Father Taylor Gives the Outdoor Labyrinth Blessing

 

Taylor refers to the wetland as the church’s “closest neighbor.” In that spirit, the church has taken on the cleaning and care of the wetland, now zoned as a protected area. Taylor says they always make sure the church and community are represented on the parks and recreation committee. For example, Taylor currently chairs the Raleigh Stormwater Management Advisory Commission (SMAC), which has oversight of a $12 million budget. “I looked at the commissioners and there was no one from southeast Raleigh, yet they were making policies that impacted southeast Raleigh.” Taylor applied and was appointed to the commission that he now chairs, modeling the deep civic involvement that is characteristic of Saint Ambrose.

In 2020, Taylor also started a local Industrial Areas Foundation (IAF) affiliation, ONE Wake.  To date, the affiliation brings together fifty nonprofit organizations for an aggregate membership of 50,000 individuals. The first effort of ONE Wake was to resist one of the largest developers in the Southeast, who had proposed a 150-acre development just 3,000 feet upstream from the church. The developer was intent on razing 80 acres of forest, which combined with the large amount of asphalt paving planned for the development, would flood the church and the community with stormwater runoff. ONE Wake negotiated a $2.5 million grant matching fund to mitigate flooding offsite. Many provisions were added to the rezoning document for green stormwater infrastructure (GSI), low impact development (LID), and seeking to keep runoff on site.

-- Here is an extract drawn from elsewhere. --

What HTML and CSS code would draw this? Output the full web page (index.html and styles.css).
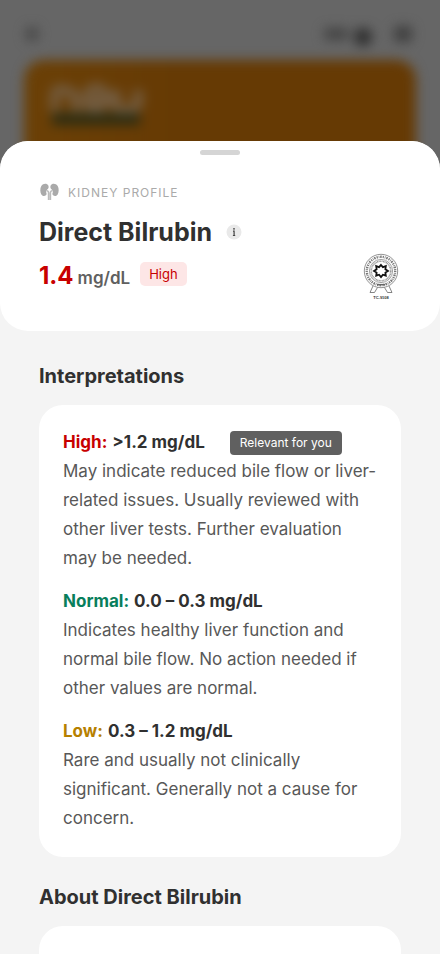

Saint Ambrose community members Lead Effort to clean up wetlands

 

Taylor says his extensive civic involvement is not unusual. “The Black church tradition, in all denominations, has a legacy of being active in the community.” Indeed, that has been the case with Saint Ambrose. Previous rectors served on the city council and were instrumental in civil rights efforts. The rectory was a meeting place for the NAACP and other leaders to strategize against segregation. Taylor traces the civil service of Black priests back to the original definition of a parish. “It’s going back to the view of the parish being not a building, but a geography. The parish is the area we serve, not just one congregation. God has placed congregations geographically where they will be sites of resurrection.”